Press Release

Bluma Goldstein, Pioneer of Jewish Studies at UC Berkeley, Dies at 93

Bluma Goldstein, who was the first professor to teach German-Jewish literature at UC Berkeley, passed away on January 14 at age 93.  Goldstein came to Berkeley in 1960, one of very few new women on the faculty.  She loved to tell the story of how the reception for new faculty was held in the Men’s Faculty Club and, as a woman, she was barred from attending.  The only reason she was sent the invitation was that the organizers of the reception did not know that “Bluma” was a woman’s name.  Never willing to take no for an answer, she created a scandal and was let in.

Goldstein wrote two important books in the field of Jewish Studies.  The first, Reinscribing Moses, analyzed how the Jewish writers Heinrich Heine, Franz Kafka and Sigmund Freud, as well as the composer Arnold Schoenberg, each gave their own modern interpretation to the biblical figure of Moses.  A second book, Enforced Marginality: Jewish Narratives of Abandoned Wives, examined the historical phenomenon and literary manifestations of the agunah, the abandoned Jewish wife who could not remarry.  Not incidentally, this book arose out of her own childhood experience.

Bluma Goldstein was born on December 15, 1929 in the Bronx.  Her mother, an immigrant garment worker from Lithuania, was abandoned by her husband, Goldstein’s father, when Goldstein was only a few months old.  Her native language was Yiddish and Jewishness for her was never about religion.  She was raised in poverty during the Great Depression.  She told the story of how, at age twelve and a half, she passed herself off as sixteen, and got a job in a book warehouse.  But she couldn’t figure out how to spend the money she earned without alerting her mother that she had taken a job, so, she hid it under the linoleum in the kitchen.  Her mother discovered the money and was horrified that her daughter had robbed a bank.  When she learned that Bluma had taken a job, she was then terrified that she would be arrested for sending her daughter for violating child labor laws.

When Goldstein was thirteen, her mother was diagnosed with a lung disease from inhaling fibers in the garment factory where she worked, so they moved to Detroit where she had two brothers.  Goldstein finished high school in Detroit and enrolled at Wayne State University where she was trained as a social worker and worked with impoverished children.  But she also got her degree in German literature and decided to apply to graduate school in that field.  She was accepted by Harvard University and earned her PhD there, a remarkable success in an age when universities were not particularly open to women (not to speak of a Jewish woman studying German at Harvard!).

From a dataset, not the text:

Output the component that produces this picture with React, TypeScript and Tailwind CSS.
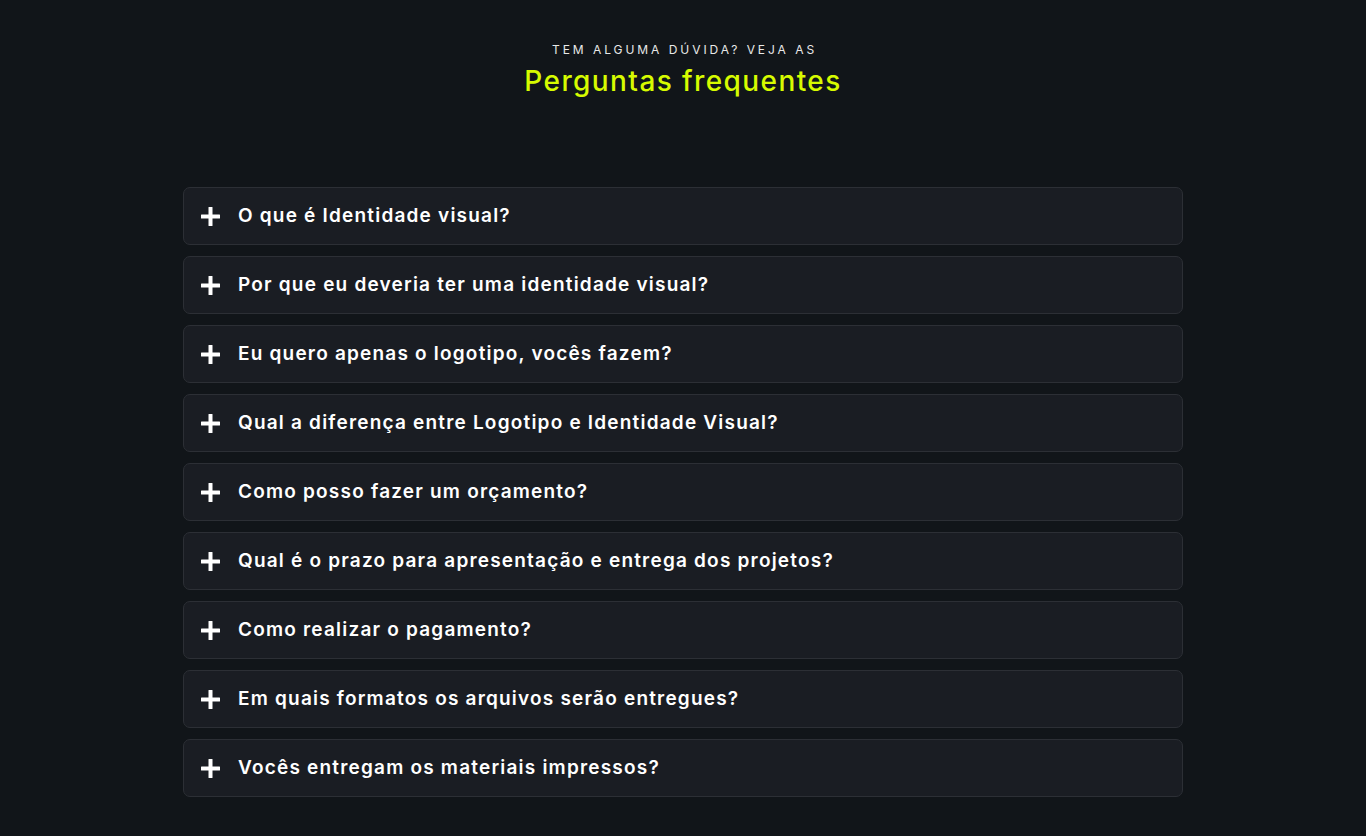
const perguntas = [
  "O que é Identidade visual?",
  "Por que eu deveria ter uma identidade visual?",
  "Eu quero apenas o logotipo, vocês fazem?",
  "Qual a diferença entre Logotipo e Identidade Visual?",
  "Como posso fazer um orçamento?",
  "Qual é o prazo para apresentação e entrega dos projetos?",
  "Como realizar o pagamento?",
  "Em quais formatos os arquivos serão entregues?",
  "Vocês entregam os materiais impressos?",
];

const PlusIcon = () => (
  <svg width="19" height="19" viewBox="0 0 19 19" className="shrink-0">
    <rect x="7.5" y="0" width="4" height="19" rx="0.5" fill="#fff" />
    <rect x="0" y="7.5" width="19" height="4" rx="0.5" fill="#fff" />
  </svg>
);

export default function App() {
  return (
    <div
      className="min-h-[836px] bg-[#111519] text-white pt-[43px] pb-[39px]"
      style={{ fontFamily: "Inter, 'Noto Sans', sans-serif" }}
    >
      <div className="flex flex-col items-center">
        <p className="text-[12px] leading-[14px] tracking-[2.95px] text-[#e8e8e8] uppercase pl-[3px]">
          Tem alguma dúvida? Veja as
        </p>
        <h2 className="mt-[6px] text-[28px] leading-[36px] font-medium tracking-[1.4px] text-[#d7fb00]">
          Perguntas frequentes
        </h2>
      </div>

      <ul className="mt-[88px] mx-auto w-[1000px] flex flex-col gap-[11px]">
        {perguntas.map((p) => (
          <li
            key={p}
            className="h-[58px] flex items-center gap-[18px] pl-[17px] pr-[17px] rounded-[7px] border border-[#2c2f35] bg-[#1a1d23]"
          >
            <PlusIcon />
            <span className="text-[19px] font-semibold tracking-[1.2px]">{p}</span>
          </li>
        ))}
      </ul>
    </div>
  );
}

Goldstein was a beloved professor at UC Berkeley, teaching German and Jewish literature, as well as philosophy written in German.  She also returned to her native Yiddish and taught courses in Yiddish literature as well. She inspired a love for Yiddish and its rich literature in generations of students.  Engaged undergraduates sought her out and a small circle of them met with her regularly for lunch.  In the 1990s, she co-chaired the Joint PhD Program in Jewish Studies together with David Biale, then at the Graduate Theological Union.  Students and colleagues remember her not only for her intellect but also for her acerbic wit and love of Jewish jokes.

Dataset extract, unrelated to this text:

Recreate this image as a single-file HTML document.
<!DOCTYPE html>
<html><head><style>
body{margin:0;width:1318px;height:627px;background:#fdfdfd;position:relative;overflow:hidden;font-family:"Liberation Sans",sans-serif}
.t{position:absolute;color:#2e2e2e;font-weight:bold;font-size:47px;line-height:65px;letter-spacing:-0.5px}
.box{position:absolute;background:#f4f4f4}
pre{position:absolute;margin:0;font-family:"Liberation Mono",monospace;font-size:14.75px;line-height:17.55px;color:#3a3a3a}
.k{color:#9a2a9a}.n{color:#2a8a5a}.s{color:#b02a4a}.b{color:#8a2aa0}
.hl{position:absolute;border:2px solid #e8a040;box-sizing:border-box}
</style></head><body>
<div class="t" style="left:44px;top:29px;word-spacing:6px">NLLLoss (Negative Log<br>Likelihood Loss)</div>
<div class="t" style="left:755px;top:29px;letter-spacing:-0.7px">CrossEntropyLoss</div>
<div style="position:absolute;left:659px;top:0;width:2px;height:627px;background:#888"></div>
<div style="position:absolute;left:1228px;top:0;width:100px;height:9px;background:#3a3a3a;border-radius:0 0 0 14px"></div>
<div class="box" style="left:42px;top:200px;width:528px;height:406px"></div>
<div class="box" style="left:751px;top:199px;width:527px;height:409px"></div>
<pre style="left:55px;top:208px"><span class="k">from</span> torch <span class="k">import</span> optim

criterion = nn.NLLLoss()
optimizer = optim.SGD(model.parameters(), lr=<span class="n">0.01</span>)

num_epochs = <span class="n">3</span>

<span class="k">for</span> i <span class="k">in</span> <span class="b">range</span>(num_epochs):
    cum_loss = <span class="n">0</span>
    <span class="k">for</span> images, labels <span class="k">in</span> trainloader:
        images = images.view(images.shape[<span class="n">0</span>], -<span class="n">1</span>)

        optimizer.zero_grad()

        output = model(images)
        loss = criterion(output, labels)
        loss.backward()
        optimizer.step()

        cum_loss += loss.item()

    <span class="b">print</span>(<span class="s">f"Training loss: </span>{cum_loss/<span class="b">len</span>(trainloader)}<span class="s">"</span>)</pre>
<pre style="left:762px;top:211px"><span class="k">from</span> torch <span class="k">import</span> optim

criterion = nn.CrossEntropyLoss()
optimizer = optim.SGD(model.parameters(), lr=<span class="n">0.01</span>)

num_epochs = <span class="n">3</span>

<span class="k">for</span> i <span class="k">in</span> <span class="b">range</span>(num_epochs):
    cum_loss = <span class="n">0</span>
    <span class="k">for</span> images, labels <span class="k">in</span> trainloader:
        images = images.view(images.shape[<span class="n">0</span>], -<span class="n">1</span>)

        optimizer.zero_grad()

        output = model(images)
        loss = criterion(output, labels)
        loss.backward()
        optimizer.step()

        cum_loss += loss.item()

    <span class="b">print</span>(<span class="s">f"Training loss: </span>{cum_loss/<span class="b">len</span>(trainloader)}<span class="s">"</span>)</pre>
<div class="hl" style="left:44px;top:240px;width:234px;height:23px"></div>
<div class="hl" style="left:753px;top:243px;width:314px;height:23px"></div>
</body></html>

In addition to her academic work, Bluma Goldstein was a fearless activist, working against American intervention in Central America and against Israel’s occupation of the territories conquered in 1967.  Although she had risen to the pinnacle of the academic world, she never forgot from where she came, and she remained committed up to the end of her long life to fighting for those without privilege.